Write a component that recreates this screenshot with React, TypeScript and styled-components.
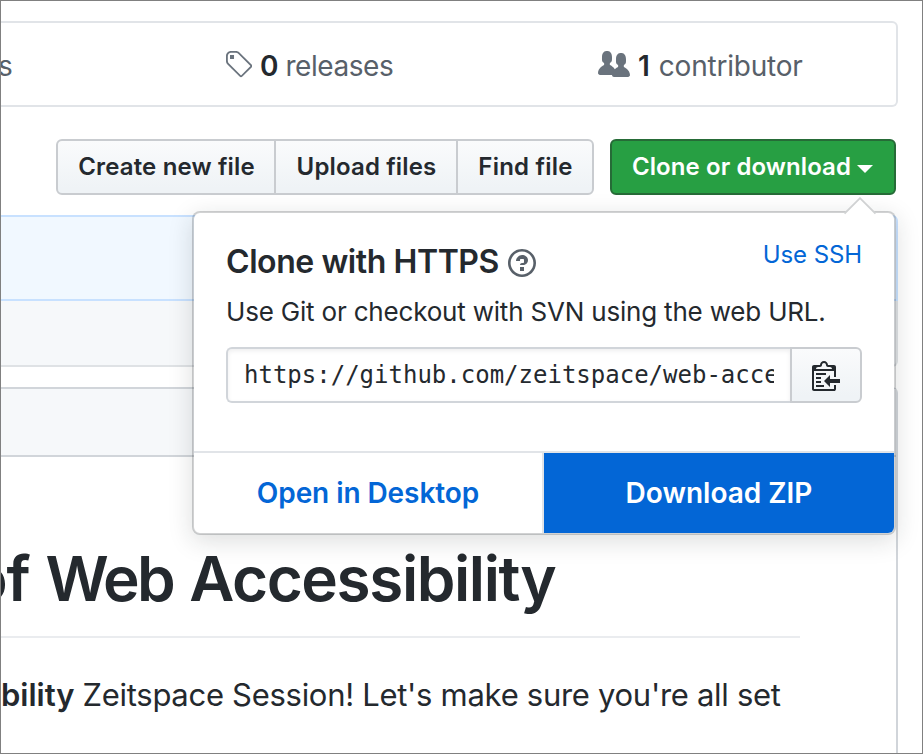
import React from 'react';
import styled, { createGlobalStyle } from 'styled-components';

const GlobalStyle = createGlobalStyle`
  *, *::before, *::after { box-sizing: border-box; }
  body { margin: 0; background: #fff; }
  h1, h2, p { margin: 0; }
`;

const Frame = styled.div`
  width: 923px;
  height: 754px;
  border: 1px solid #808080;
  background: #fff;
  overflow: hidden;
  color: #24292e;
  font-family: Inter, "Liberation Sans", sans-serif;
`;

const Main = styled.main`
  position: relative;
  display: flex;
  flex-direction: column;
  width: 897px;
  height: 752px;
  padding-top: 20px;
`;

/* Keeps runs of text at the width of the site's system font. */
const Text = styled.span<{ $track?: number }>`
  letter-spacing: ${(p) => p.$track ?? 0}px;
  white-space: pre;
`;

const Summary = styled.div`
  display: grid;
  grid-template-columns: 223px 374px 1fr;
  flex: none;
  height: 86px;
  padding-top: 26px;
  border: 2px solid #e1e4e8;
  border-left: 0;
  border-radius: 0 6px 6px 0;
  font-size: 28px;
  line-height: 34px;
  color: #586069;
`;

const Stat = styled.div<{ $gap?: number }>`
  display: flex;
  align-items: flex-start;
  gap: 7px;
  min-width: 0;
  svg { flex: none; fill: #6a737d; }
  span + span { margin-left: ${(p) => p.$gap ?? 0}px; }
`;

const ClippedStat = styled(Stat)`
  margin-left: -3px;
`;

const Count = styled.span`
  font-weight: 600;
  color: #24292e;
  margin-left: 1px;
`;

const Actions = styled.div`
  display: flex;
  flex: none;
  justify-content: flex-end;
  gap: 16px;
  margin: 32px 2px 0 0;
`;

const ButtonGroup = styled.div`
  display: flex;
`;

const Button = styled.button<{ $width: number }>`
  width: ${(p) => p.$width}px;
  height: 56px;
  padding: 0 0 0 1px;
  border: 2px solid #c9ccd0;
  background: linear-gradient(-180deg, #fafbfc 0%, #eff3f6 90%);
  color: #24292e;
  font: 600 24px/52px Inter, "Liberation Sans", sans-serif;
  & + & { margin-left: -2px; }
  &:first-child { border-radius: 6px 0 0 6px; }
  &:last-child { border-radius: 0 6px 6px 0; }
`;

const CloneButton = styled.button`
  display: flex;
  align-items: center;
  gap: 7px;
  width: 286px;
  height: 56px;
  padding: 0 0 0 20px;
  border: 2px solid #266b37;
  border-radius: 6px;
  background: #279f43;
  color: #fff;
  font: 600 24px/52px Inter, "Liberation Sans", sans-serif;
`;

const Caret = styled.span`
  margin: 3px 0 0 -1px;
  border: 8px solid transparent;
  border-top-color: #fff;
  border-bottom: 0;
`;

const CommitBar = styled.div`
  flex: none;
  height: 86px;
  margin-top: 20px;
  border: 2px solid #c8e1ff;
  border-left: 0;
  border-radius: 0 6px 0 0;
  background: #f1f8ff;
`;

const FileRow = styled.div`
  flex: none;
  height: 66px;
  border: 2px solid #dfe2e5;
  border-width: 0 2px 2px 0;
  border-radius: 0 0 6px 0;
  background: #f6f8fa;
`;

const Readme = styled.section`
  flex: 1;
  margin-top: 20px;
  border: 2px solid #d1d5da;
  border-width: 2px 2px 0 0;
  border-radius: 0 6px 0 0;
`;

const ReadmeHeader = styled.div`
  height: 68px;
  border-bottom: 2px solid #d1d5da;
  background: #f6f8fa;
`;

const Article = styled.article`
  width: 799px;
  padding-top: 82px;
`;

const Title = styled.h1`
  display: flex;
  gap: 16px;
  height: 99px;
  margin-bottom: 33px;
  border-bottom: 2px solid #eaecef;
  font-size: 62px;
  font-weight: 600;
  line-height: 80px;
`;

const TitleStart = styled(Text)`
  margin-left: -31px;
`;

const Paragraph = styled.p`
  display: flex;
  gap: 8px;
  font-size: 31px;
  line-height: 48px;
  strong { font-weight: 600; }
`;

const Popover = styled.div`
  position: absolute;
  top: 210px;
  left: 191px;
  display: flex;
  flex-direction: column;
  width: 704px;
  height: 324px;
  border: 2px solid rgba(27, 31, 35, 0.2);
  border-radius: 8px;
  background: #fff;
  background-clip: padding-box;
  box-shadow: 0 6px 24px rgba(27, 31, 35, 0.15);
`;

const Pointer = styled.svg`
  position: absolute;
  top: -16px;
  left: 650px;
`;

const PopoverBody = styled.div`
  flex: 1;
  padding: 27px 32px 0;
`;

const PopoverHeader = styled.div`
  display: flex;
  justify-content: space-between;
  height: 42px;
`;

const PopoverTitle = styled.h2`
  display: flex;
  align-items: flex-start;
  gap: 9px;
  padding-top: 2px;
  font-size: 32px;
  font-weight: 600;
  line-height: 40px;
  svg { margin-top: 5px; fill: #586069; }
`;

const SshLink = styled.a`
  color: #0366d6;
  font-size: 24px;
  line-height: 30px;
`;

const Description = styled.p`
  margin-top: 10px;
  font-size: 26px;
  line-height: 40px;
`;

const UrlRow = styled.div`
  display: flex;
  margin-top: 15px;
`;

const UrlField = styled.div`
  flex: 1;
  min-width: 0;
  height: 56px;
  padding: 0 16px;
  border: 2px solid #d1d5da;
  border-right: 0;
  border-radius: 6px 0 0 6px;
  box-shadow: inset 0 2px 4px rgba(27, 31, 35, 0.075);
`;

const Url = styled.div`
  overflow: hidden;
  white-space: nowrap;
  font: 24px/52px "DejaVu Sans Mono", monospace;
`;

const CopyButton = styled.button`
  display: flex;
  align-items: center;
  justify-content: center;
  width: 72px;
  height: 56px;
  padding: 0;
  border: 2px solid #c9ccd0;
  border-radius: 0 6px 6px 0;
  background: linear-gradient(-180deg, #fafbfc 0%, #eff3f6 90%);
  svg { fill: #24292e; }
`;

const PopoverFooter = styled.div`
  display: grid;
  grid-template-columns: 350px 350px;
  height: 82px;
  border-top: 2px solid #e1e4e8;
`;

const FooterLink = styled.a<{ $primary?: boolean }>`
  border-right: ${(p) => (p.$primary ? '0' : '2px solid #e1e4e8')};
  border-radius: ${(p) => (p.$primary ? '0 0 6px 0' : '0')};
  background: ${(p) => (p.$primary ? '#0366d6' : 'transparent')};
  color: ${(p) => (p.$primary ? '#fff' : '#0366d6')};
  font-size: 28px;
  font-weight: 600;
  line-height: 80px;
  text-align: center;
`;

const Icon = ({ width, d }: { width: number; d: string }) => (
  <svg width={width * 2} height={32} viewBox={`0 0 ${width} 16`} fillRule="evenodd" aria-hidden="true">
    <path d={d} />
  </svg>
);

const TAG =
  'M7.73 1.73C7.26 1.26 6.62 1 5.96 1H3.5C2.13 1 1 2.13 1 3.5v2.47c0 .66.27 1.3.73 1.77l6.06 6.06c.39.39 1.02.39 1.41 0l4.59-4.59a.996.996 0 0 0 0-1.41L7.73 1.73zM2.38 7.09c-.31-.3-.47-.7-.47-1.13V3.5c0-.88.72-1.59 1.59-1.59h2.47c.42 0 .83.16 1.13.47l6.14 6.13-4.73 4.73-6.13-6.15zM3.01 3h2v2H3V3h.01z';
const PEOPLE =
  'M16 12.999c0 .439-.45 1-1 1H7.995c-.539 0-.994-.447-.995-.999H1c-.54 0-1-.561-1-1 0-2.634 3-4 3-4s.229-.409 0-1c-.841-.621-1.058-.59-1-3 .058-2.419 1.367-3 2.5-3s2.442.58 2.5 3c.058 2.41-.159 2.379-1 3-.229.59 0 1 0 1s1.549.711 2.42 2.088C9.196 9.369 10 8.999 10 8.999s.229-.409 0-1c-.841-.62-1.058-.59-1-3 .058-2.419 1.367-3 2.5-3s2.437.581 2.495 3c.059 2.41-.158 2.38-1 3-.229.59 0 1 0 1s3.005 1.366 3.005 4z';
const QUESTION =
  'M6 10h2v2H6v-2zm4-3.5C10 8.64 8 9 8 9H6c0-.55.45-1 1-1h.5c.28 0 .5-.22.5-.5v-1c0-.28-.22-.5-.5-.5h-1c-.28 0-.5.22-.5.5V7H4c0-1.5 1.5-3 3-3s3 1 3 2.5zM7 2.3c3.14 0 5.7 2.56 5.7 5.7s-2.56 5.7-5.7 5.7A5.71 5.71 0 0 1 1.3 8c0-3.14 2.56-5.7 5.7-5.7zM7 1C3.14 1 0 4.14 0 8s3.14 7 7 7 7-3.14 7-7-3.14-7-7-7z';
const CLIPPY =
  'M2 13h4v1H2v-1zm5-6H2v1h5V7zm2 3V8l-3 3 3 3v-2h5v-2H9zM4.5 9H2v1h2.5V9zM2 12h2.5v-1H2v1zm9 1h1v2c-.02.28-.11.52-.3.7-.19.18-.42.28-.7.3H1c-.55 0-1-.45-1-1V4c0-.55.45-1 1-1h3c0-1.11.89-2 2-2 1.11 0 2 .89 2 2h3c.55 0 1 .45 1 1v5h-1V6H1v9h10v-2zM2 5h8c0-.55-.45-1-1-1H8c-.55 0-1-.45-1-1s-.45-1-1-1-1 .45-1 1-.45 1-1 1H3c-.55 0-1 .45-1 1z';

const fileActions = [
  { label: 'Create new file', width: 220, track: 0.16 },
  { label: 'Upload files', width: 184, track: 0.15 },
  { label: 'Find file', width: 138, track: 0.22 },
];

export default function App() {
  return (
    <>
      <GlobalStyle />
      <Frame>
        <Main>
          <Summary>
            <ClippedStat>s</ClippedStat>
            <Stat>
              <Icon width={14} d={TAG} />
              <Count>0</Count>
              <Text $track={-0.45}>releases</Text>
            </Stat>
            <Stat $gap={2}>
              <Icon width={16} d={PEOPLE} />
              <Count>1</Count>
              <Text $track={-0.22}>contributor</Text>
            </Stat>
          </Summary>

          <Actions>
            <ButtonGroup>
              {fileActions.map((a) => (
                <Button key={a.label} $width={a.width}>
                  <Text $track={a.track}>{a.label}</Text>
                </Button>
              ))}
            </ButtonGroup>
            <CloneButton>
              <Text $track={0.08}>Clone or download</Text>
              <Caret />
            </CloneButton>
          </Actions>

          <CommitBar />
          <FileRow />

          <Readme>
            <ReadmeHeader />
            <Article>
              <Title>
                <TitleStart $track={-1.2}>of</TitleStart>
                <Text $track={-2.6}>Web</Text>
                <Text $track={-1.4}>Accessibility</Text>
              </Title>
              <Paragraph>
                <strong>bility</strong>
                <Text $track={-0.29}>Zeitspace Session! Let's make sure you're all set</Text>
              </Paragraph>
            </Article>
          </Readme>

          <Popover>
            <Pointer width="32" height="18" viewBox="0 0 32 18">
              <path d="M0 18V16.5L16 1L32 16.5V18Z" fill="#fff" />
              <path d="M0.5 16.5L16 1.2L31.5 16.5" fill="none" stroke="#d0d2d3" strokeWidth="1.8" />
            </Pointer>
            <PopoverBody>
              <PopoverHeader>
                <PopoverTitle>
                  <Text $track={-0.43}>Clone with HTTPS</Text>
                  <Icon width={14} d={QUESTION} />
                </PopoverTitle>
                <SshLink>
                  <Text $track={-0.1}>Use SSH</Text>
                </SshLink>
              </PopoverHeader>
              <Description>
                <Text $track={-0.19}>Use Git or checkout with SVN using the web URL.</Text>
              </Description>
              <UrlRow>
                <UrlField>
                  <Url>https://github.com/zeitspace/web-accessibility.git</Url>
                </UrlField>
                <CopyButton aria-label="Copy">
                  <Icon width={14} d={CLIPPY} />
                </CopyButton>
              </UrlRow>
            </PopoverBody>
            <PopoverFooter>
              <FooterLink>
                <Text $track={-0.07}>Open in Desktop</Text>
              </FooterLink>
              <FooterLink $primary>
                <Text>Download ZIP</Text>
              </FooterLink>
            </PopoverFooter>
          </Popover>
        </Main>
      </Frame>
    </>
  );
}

· · · · ·

Extract every line above containing the word "React".

Write a component that recreates this screenshot with React, TypeScript and styled-components.
import React from 'react';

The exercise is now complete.